Due to the emergency we are all facing, we have made the decision to postpone the first INSCRIBE Workshop to the end of 2020, to allow everyone to travel safely and join us in Bologna. Stay tuned and keep safe!


INSCRIBE is proud to announce its first Workshop


Invention of Writing: Production of Images and Language Notation


Writing may have arisen out of images, but not all images have become systems of writing. How did this invention take place? When does an image become a sign? This Workshop attempts to answer these questions, following the inventions of “iconic” writing systems around the world, from Egypt to Easter Island, from the valley of the Indus to central America, from Mesopotamia to the island of Crete, and to the core of Africa.

This is the first Workshop that gathers international experts from intellectual backgrounds as diverse as palaeoanthropology, psychology, language, archaeology, cognitive evolution, semiotics and art history. It comprises four main themes.


In the first, Is Iconography a Springboard for Writing?, archaeology and anthropology will approach images as points of departure for inventions of scripts. Taking us back to engraved patterns from before the arrival of modern humans, Derek Hodgson will explore precursors to first writing and how this emerged from the perspective of both archaeology and neurology. Olivier Morin will address the question of why ideographic codes made up of stable images are limited in their scope in contrast to full writing systems, including Chinese. Gwenola Graff will examine early Egypt and the relationship between iconography, art and the hieroglyphs. Jennifer Ross will bring us back to the roots of cuneiform script, namely seal images and sealing practices from Mesopotamia and surrounding areas, all the way to the Neolithic period.


The second theme, The Dawn of Writing, goes back to the very beginnings of writing, approaching some of the earliest scripts and potential original inventions in the world. The Indus Valley civilisation and the creation of a ‘script’, whose status is debated, and which rarely features as a theme, is treated by Dennys Frenez. And back again to early Egypt, with Andréas Stauder arguing that the proper linguistic process that led to writing (“phonetisation”) was gradual, hinged on the role played by highly iconic signs. Françoise Bóttero will present cases of sign formation in the earliest Chinese at the end of the second millennium BC, which was both figurative and phonographic. And, finally, the New World, with the development of the Maya script in Central America, addressed by Christian Prager.
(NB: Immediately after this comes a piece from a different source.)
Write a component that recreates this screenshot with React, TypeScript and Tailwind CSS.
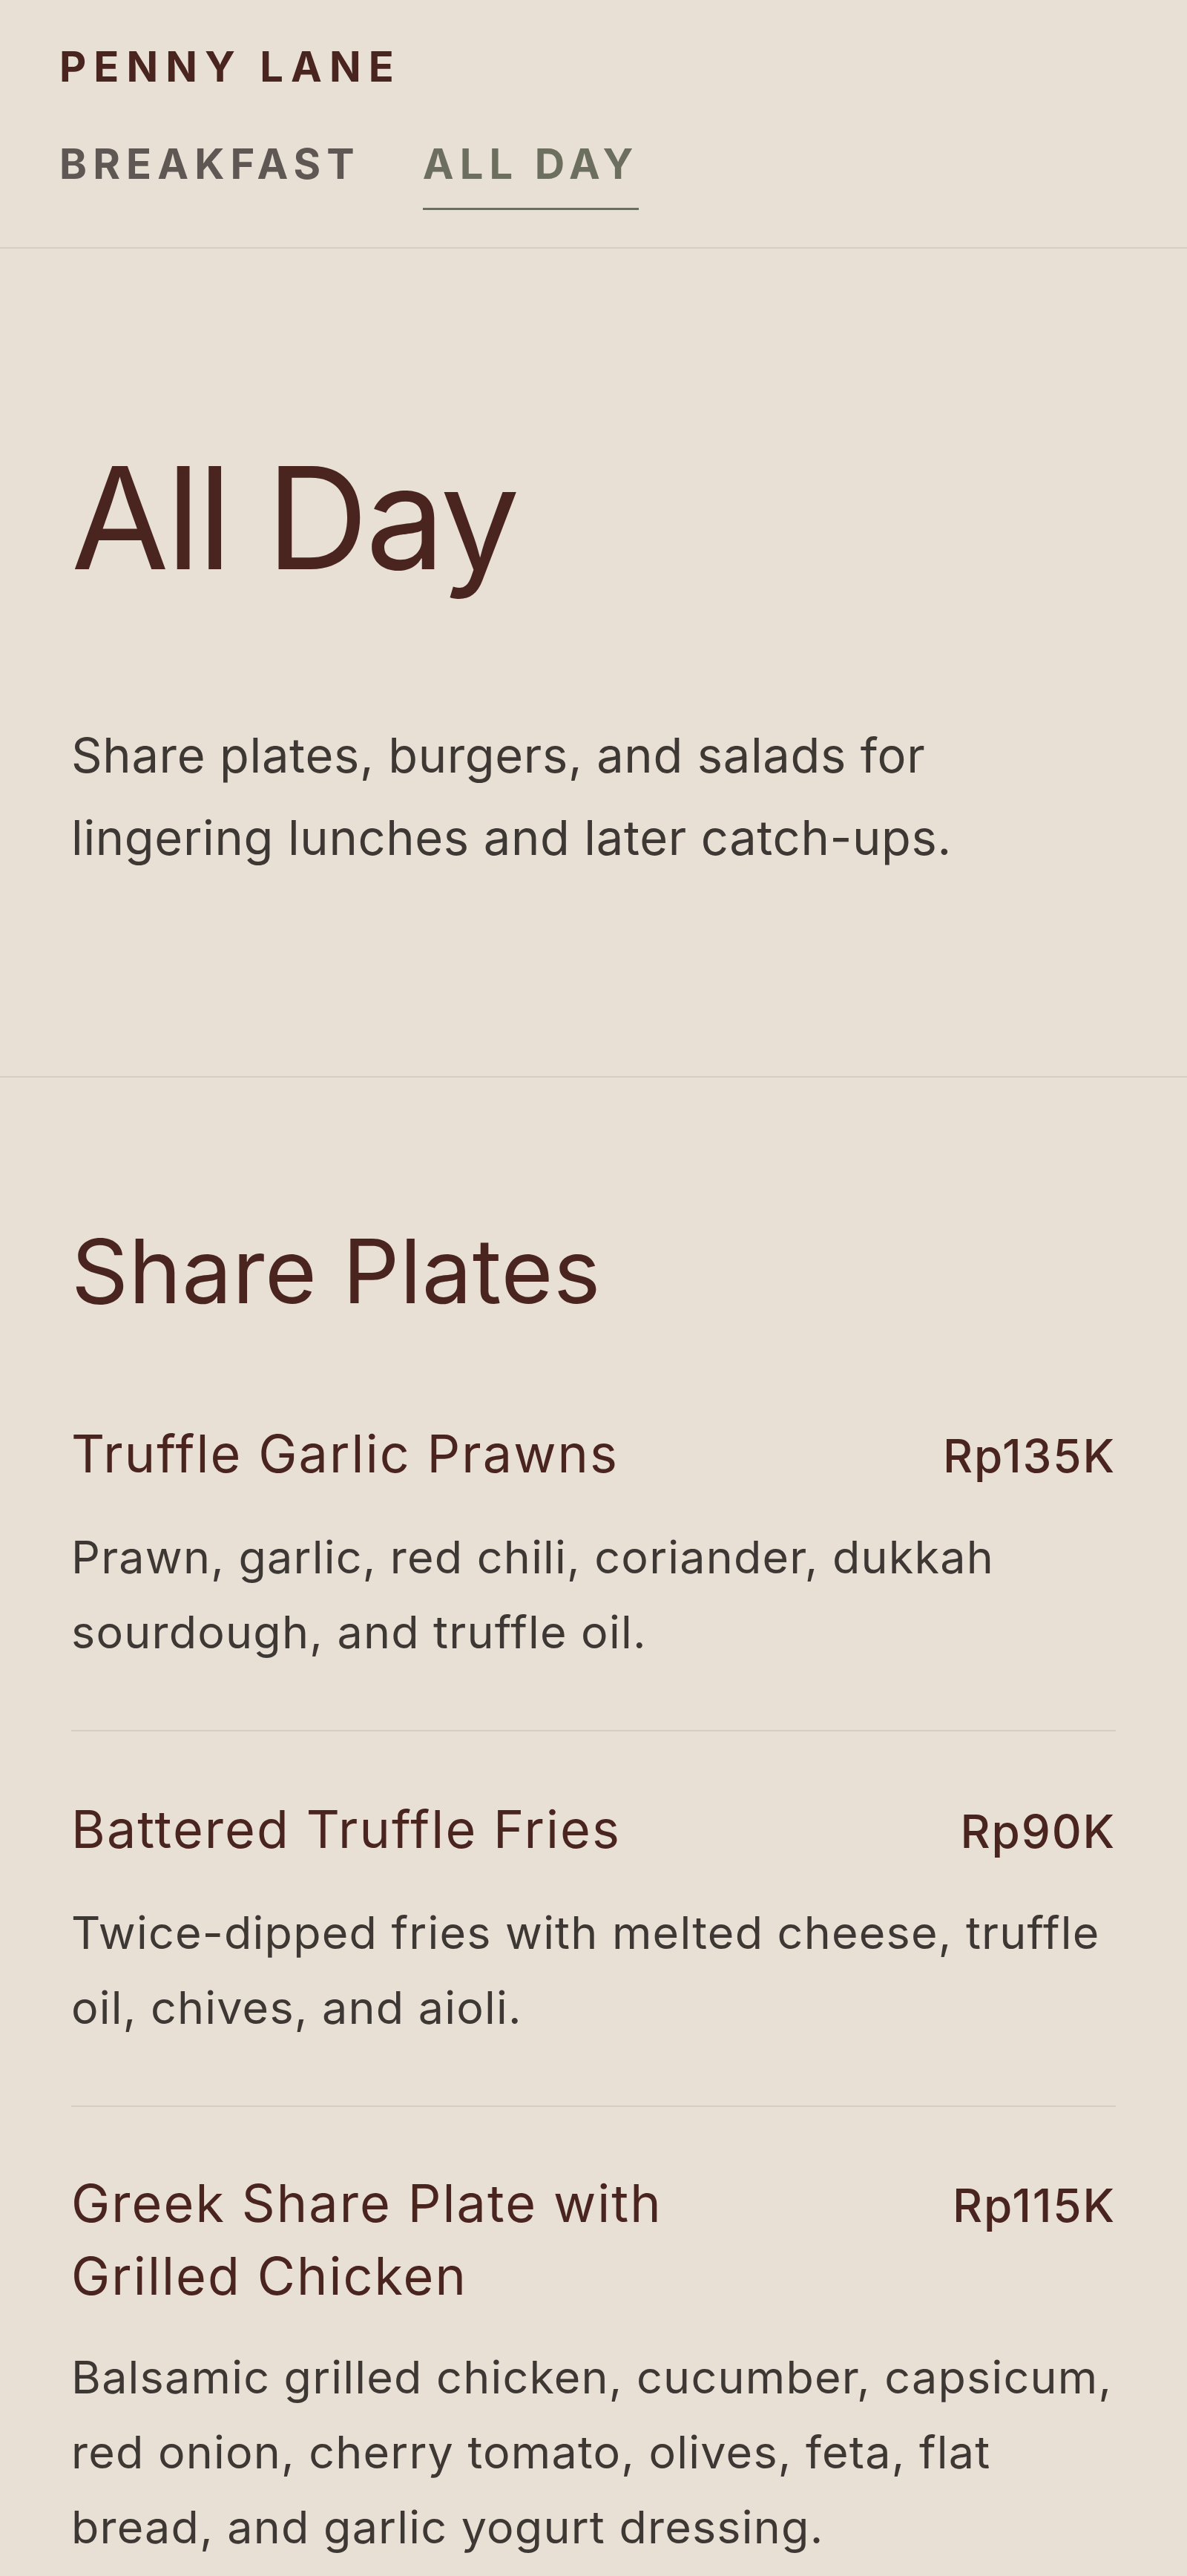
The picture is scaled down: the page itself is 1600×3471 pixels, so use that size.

In More Recent Inventions, the role of iconicity is seen in connection with inventions of writing in the new era. David Domenici will focus on the undeciphered script from the Classic Mesoamerican city of Teotihuacan and argue that it was perceived as ‘emblematic’ by Maya scribes. Scholars find that the Teotihuacan script has some principles in common with the later script of the Aztecs, or Nahua, whose close interface with icons will be the focus of Gordon Whittaker’s talk. The Rongorongo script of Easter Island will feature a double-bill by Konstantin Pozdniakov, who will propose a revised repertoire of signs and their iconographic nature, and Miguel Valério, who will discuss possible mechanisms through which Rongorongo may have registered Rapanui, the local Polynesian language. The session closes with a presentation by Piers Kelly on three writing systems invented in the late 19th and early 20th century, the Vai and Bamum from West Africa and the Caroline Islands script.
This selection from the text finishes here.